Your objective: State the number of lines below in which the word "React" appears. Nothing else belongs in the answer.

Dataset extract:
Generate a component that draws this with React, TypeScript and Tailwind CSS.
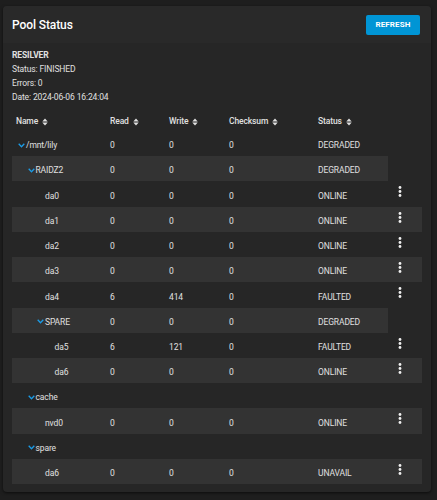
import React from "react";

type Row = {
  name: string;
  level: number;
  group: boolean;
  r?: string;
  w?: string;
  c?: string;
  s?: string;
};

const rows: Row[] = [
  { name: "/mnt/lily", level: 0, group: true, r: "0", w: "0", c: "0", s: "DEGRADED" },
  { name: "RAIDZ2", level: 1, group: true, r: "0", w: "0", c: "0", s: "DEGRADED" },
  { name: "da0", level: 2, group: false, r: "0", w: "0", c: "0", s: "ONLINE" },
  { name: "da1", level: 2, group: false, r: "0", w: "0", c: "0", s: "ONLINE" },
  { name: "da2", level: 2, group: false, r: "0", w: "0", c: "0", s: "ONLINE" },
  { name: "da3", level: 2, group: false, r: "0", w: "0", c: "0", s: "ONLINE" },
  { name: "da4", level: 2, group: false, r: "6", w: "414", c: "0", s: "FAULTED" },
  { name: "SPARE", level: 2, group: true, r: "0", w: "0", c: "0", s: "DEGRADED" },
  { name: "da5", level: 3, group: false, r: "6", w: "121", c: "0", s: "FAULTED" },
  { name: "da6", level: 3, group: false, r: "0", w: "0", c: "0", s: "ONLINE" },
  { name: "cache", level: 1, group: true },
  { name: "nvd0", level: 2, group: false, r: "0", w: "0", c: "0", s: "ONLINE" },
  { name: "spare", level: 1, group: true },
  { name: "da6", level: 2, group: false, r: "0", w: "0", c: "0", s: "UNAVAIL" },
];

const groupPad: Record<number, string> = {
  0: "pl-[6px]",
  1: "pl-[15.5px]",
  2: "pl-[25px]",
  3: "pl-[34.5px]",
};
const leafPad: Record<number, string> = {
  1: "pl-[23.5px]",
  2: "pl-[33px]",
  3: "pl-[42.5px]",
};

function SortIcon() {
  return (
    <svg width="6" height="8" viewBox="0 0 6 8" className="ml-[4px]">
      <path d="M0.3 3.4 L3 0.4 L5.7 3.4 Z" fill="#e0e0e0" />
      <path d="M0.3 4.6 L3 7.6 L5.7 4.6 Z" fill="#e0e0e0" />
    </svg>
  );
}

function Chevron() {
  return (
    <svg width="7" height="5" viewBox="0 0 7 5" className="mr-[1px] -mt-[1px]">
      <path d="M0.7 0.8 L3.5 3.8 L6.3 0.8" fill="none" stroke="#1a9be6" strokeWidth="1.3" />
    </svg>
  );
}

function Dots() {
  return (
    <svg width="4" height="11" viewBox="0 0 4 11">
      <circle cx="2" cy="1.5" r="1.4" fill="#f0f0f0" />
      <circle cx="2" cy="5.5" r="1.4" fill="#f0f0f0" />
      <circle cx="2" cy="9.5" r="1.4" fill="#f0f0f0" />
    </svg>
  );
}

export default function App() {
  return (
    <div
      className="min-h-[500px] w-[437px] bg-[#1e1e1e] pt-[6px] pl-[3px] pr-[6px] pb-[8px] text-[#e0e0e0]"
      style={{ fontFamily: "Roboto, 'Liberation Sans', sans-serif" }}
    >
      <div className="w-[428px] rounded-[4px] bg-[#262626] shadow-[0_1px_3px_rgba(0,0,0,0.6)] overflow-hidden">
        <div className="flex h-[37px] items-center justify-between bg-[#292929] pl-[9px] pr-[11px]">
          <div className="text-[12px] font-medium text-white leading-none pt-[1px] tracking-[-0.1px]">Pool Status</div>
          <button className="flex h-[20px] w-[54px] items-center justify-center rounded-[2px] bg-[#0095d5] text-[8px] font-bold tracking-[0.1px] text-white">
            REFRESH
          </button>
        </div>
        <div className="pt-[5px] pb-[8px] text-[8.5px] tracking-[-0.12px]">
          <div className="pl-[9px] leading-[14px]">
            <div className="font-bold">RESILVER</div>
            <div>Status: FINISHED</div>
            <div>Errors: 0</div>
            <div>Date: 2024-06-06 16:24:04</div>
          </div>
          <div className="mt-[8px] ml-[9px] flex h-[19px] w-[410px] items-center font-medium">
            <div className="flex w-[98px] items-center pl-[4px]">Name<SortIcon /></div>
            <div className="flex w-[59px] items-center">Read<SortIcon /></div>
            <div className="flex w-[60px] items-center">Write<SortIcon /></div>
            <div className="flex w-[89px] items-center">Checksum<SortIcon /></div>
            <div className="flex w-[70px] items-center">Status<SortIcon /></div>
          </div>
          <div className="ml-[9px] w-[410px]">
            {rows.map((row, i) => {
              const striped = i % 2 === 1;
              return (
                <div
                  key={i}
                  className={
                    "flex h-[25.23px] " +
                    (striped && !row.group ? "bg-[#333333]" : "")
                  }
                >
                  <div
                    className={
                      "flex w-[376px] items-center pt-[4px] " +
                      (striped && row.group ? "bg-[#333333]" : "")
                    }
                  >
                    <div
                      className={
                        "flex w-[98px] items-center " +
                        (row.group ? groupPad[row.level] : leafPad[row.level])
                      }
                    >
                      {row.group && <Chevron />}
                      <span>{row.name}</span>
                    </div>
                    <div className="w-[59px]">{row.r}</div>
                    <div className="w-[60px]">{row.w}</div>
                    <div className="w-[89px]">{row.c}</div>
                    <div className="w-[70px]">{row.s}</div>
                  </div>
                  <div className="flex w-[34px] items-start pl-[10px] pt-[5px]">
                    {!row.group && <Dots />}
                  </div>
                </div>
              );
            })}
          </div>
        </div>
      </div>
    </div>
  );
}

Reply to the exercise: 2